[OBJECTIVE]:
Sort through the entries below and pull out lines containing the word "full".

:: THE DATA

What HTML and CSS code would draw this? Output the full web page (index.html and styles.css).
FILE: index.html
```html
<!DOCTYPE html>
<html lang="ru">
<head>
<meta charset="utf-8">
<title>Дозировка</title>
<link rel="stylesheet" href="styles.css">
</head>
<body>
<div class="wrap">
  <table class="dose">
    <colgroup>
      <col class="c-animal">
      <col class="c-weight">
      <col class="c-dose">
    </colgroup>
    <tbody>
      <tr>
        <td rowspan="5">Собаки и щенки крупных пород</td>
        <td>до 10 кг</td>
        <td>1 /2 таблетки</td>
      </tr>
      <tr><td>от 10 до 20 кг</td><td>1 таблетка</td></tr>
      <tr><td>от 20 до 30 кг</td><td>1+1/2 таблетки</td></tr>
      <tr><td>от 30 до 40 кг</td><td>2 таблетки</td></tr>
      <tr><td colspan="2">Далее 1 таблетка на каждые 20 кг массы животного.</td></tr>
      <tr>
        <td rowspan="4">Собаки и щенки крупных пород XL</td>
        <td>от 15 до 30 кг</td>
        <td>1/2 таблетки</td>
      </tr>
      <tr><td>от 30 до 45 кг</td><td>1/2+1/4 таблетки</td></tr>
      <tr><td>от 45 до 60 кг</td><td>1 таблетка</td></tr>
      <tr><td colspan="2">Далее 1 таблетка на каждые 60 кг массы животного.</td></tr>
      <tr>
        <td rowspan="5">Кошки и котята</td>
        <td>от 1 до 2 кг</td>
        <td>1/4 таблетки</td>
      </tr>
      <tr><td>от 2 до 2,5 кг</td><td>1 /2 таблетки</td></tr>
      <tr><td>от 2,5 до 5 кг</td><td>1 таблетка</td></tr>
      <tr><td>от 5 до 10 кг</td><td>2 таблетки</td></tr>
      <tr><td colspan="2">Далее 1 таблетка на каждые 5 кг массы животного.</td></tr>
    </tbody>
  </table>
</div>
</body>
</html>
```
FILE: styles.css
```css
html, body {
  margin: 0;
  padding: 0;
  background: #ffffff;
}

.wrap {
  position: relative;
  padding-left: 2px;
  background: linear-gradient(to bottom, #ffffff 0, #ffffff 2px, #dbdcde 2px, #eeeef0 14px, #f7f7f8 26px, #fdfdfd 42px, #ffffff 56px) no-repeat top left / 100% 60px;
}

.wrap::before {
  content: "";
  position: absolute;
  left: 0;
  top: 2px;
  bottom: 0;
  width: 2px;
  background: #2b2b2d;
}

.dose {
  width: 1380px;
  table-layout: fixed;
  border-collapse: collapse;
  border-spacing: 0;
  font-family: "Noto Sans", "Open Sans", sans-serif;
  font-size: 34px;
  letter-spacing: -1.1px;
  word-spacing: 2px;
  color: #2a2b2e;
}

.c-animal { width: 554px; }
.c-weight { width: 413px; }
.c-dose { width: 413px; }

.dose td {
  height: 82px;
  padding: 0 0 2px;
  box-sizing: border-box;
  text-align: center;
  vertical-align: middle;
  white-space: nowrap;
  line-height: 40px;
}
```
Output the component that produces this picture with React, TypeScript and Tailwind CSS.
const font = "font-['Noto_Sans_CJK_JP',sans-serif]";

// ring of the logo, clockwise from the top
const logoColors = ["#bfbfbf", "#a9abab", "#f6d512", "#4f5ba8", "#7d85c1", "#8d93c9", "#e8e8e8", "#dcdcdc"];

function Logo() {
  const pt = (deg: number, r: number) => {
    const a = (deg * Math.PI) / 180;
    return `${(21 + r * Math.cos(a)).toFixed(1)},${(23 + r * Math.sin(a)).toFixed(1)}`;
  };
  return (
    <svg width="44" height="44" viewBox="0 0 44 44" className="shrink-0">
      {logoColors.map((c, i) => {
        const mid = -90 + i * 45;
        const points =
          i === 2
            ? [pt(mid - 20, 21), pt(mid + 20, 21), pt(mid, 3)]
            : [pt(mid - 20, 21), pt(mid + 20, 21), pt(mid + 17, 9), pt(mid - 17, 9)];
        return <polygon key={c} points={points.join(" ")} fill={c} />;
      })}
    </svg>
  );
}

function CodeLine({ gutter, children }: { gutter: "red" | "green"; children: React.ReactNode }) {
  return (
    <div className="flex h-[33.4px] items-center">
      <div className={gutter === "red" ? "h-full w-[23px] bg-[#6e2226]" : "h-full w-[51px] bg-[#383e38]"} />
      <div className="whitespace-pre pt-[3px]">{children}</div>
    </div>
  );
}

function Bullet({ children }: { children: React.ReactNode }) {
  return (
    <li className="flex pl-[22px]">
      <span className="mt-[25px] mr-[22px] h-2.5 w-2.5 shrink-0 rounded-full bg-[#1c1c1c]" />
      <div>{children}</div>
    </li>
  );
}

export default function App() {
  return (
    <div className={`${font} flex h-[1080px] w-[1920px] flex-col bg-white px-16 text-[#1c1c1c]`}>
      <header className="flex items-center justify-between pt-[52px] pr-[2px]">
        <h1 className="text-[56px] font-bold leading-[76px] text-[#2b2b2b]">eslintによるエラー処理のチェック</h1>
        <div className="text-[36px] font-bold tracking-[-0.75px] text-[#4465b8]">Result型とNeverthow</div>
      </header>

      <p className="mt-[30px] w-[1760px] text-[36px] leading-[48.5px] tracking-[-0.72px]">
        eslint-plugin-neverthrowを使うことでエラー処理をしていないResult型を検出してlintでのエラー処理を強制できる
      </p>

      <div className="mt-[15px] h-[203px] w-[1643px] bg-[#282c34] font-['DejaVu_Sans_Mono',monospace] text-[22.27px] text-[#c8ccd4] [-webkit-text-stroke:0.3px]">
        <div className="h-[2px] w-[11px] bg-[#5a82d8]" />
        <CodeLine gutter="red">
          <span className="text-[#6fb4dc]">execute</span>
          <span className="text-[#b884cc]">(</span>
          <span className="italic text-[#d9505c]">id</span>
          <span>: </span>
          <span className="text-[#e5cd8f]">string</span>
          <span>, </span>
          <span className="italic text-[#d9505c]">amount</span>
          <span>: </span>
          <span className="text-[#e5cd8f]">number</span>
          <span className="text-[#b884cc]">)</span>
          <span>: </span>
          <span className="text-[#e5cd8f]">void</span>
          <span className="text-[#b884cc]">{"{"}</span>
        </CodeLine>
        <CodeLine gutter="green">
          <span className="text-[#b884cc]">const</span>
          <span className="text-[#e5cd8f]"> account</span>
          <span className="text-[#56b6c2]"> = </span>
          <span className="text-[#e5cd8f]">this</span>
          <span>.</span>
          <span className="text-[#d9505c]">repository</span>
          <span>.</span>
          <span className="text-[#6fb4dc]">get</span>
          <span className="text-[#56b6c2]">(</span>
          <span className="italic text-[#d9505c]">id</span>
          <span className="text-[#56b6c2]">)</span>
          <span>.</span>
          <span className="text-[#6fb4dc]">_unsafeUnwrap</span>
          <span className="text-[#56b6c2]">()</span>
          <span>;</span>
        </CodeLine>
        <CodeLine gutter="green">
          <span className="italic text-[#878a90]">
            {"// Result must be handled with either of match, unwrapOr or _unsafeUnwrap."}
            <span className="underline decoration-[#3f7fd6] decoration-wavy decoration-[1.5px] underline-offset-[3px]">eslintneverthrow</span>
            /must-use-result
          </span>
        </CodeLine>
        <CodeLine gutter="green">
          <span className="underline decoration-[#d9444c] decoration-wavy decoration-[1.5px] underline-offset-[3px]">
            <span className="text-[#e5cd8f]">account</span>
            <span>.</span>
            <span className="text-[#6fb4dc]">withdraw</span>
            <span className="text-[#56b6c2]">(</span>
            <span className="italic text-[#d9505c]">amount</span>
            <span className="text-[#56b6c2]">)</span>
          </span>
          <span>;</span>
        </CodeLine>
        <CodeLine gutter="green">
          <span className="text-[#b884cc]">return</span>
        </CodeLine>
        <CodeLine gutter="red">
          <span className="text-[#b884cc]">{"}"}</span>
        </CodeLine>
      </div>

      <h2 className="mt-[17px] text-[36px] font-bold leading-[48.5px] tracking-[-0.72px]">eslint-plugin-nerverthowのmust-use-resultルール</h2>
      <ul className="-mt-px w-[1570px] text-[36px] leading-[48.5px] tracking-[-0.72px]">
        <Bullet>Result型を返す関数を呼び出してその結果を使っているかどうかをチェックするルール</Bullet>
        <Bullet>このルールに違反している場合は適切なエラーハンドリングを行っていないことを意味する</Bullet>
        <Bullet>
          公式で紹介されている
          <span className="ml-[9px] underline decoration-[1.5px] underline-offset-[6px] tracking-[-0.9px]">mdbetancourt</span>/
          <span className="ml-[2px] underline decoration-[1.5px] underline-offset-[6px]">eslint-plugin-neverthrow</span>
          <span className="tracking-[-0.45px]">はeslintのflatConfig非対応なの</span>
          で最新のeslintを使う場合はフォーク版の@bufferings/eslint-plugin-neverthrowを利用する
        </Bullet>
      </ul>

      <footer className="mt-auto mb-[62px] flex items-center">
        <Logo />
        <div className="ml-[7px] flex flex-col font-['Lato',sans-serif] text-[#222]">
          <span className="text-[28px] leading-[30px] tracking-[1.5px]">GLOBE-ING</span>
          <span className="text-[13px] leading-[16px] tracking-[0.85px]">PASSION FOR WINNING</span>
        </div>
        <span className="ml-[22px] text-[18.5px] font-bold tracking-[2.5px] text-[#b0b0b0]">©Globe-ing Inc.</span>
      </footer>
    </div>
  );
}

::::

[EXERCISE OUTPUT]:
What HTML and CSS code would draw this? Output the full web page (index.html and styles.css).
      <div className={gutter === "red" ? "h-full w-[23px] bg-[#6e2226]" : "h-full w-[51px] bg-[#383e38]"} />
      <span className="mt-[25px] mr-[22px] h-2.5 w-2.5 shrink-0 rounded-full bg-[#1c1c1c]" />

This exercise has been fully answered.